We could go on all day with additional evidence, but we think you get the picture. We believe there has probably never been a better day to buy quality U.S. stocks (for a two to three-year holding period) in our lifetime than today. The reason is that everyone knows that the opposite is so and, therefore, “nobody knows nothin’.”

BUY-BUY-BUY

Warm Regards,

William Smead

The securities identified and described in this missive do not represent all of the securities purchased or recommended for our clients. It should not be assumed that investing in these securities was or will be profitable. A list of all recommendations made by Smead Capital Management with in the past twelve month period is available upon request.
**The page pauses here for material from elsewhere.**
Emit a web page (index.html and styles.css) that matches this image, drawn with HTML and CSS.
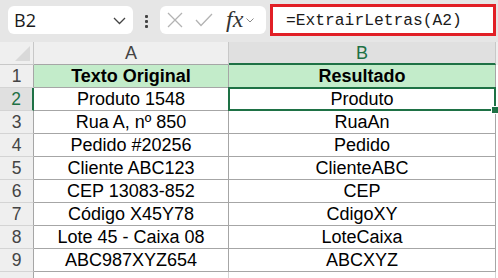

From Blessed to Fail to Doomed to Succeed

Tuesday, October 7th, 2008

William Smead
Chief Executive Officer
Chief Investment Officer





Dear Clients and Prospective Clients:

 
Today, an owner of good quality United States based common stocks is doomed to succeed over the next ten years. They are doomed because of this psychologically difficult environment’s affect on stock prices. Stocks are low. Prices compared to earnings are low. Yesterday there were 1978 New York Stock Exchange listed stocks that made a 52-week low. A big number for a single trading day over the last ten years was 600. We are lonely optimists. Jim Cramer, who has been pushing momentum stocks on T.V. for years, is telling people to sell the very same stocks he touted a year ago. Buy low, own low and hold a long time has always succeeded in the past.

We believe we will succeed over the next ten years because the quality and financial strength of our companies leads them to survival and survival leads to prosperity. The number one damager of long-term profitability is competition. How many new drug companies are being funded by the IPO’s of Common Stock? How many phone and cable companies? How many brand-name retailers are appearing on the seen? How many new asset custodians and money managers? How many software or technology consulting firms are debuting? The answer is nearly zero and in fact the opposite is happening! Our companies are seeing their competitors decline or disappear in direct industry competition and investment alternatives are dropping like flies. How about those hot commodities and commodity-related stocks? How about those emerging international stock markets? How about those glamour tech stocks?

Is the population of the world shrinking? In the U.S. we are delivering the most babies (4.3 million last year) since the height of the baby boom in 1957. China and India should create massive new markets for pharmaceuticals, entertainment, software, consulting and money management/custodianship. More customers and fewer competitors, sounds like a dream come true.

History is on our side! U.S. investors were doomed to succeed in 1932, 1942, 1974, 1982 and 1990. They were blessed to fail in 1929, 1966 and 1999.

We have no idea when this panic hits bottom. However, if you can survive this, we believe you are doomed to succeed!